Provided data:
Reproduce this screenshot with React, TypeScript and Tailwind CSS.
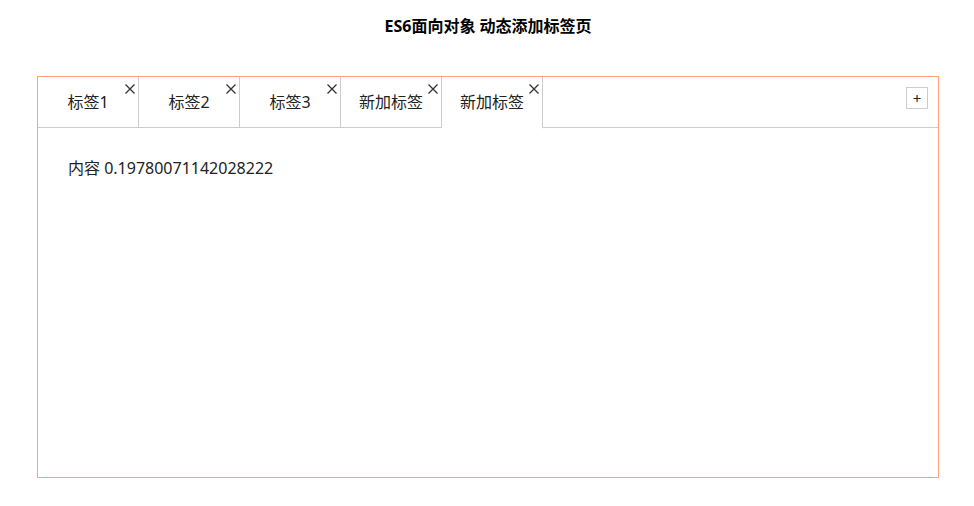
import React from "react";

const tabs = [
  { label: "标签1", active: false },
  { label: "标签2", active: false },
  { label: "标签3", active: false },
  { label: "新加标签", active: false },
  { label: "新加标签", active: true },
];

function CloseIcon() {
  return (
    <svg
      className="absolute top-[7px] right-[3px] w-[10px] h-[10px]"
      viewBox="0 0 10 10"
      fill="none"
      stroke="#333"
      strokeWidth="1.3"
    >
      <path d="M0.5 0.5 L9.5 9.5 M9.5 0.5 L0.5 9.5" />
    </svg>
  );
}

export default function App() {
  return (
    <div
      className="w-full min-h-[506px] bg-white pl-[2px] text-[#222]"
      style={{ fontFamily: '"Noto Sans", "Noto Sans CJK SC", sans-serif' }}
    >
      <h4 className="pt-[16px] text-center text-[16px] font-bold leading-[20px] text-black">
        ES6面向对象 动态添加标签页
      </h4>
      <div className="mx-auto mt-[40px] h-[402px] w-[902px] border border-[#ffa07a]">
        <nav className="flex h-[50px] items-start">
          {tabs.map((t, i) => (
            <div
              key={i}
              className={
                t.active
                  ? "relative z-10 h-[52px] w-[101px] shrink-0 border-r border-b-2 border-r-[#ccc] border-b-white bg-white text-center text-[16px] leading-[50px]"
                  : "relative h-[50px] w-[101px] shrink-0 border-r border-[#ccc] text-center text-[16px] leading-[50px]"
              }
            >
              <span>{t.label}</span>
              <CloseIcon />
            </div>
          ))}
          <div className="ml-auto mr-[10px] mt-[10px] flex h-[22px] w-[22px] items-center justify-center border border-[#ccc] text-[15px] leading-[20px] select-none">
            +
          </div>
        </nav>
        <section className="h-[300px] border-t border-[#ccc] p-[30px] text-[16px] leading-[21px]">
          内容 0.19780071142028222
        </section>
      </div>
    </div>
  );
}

What this task involves:
Print the listing above in full, exactly as written. Omit any pictures.

The answer:
Reproduce this screenshot with React, TypeScript and Tailwind CSS.
import React from "react";

const tabs = [
  { label: "标签1", active: false },
  { label: "标签2", active: false },
  { label: "标签3", active: false },
  { label: "新加标签", active: false },
  { label: "新加标签", active: true },
];

function CloseIcon() {
  return (
    <svg
      className="absolute top-[7px] right-[3px] w-[10px] h-[10px]"
      viewBox="0 0 10 10"
      fill="none"
      stroke="#333"
      strokeWidth="1.3"
    >
      <path d="M0.5 0.5 L9.5 9.5 M9.5 0.5 L0.5 9.5" />
    </svg>
  );
}

export default function App() {
  return (
    <div
      className="w-full min-h-[506px] bg-white pl-[2px] text-[#222]"
      style={{ fontFamily: '"Noto Sans", "Noto Sans CJK SC", sans-serif' }}
    >
      <h4 className="pt-[16px] text-center text-[16px] font-bold leading-[20px] text-black">
        ES6面向对象 动态添加标签页
      </h4>
      <div className="mx-auto mt-[40px] h-[402px] w-[902px] border border-[#ffa07a]">
        <nav className="flex h-[50px] items-start">
          {tabs.map((t, i) => (
            <div
              key={i}
              className={
                t.active
                  ? "relative z-10 h-[52px] w-[101px] shrink-0 border-r border-b-2 border-r-[#ccc] border-b-white bg-white text-center text-[16px] leading-[50px]"
                  : "relative h-[50px] w-[101px] shrink-0 border-r border-[#ccc] text-center text-[16px] leading-[50px]"
              }
            >
              <span>{t.label}</span>
              <CloseIcon />
            </div>
          ))}
          <div className="ml-auto mr-[10px] mt-[10px] flex h-[22px] w-[22px] items-center justify-center border border-[#ccc] text-[15px] leading-[20px] select-none">
            +
          </div>
        </nav>
        <section className="h-[300px] border-t border-[#ccc] p-[30px] text-[16px] leading-[21px]">
          内容 0.19780071142028222
        </section>
      </div>
    </div>
  );
}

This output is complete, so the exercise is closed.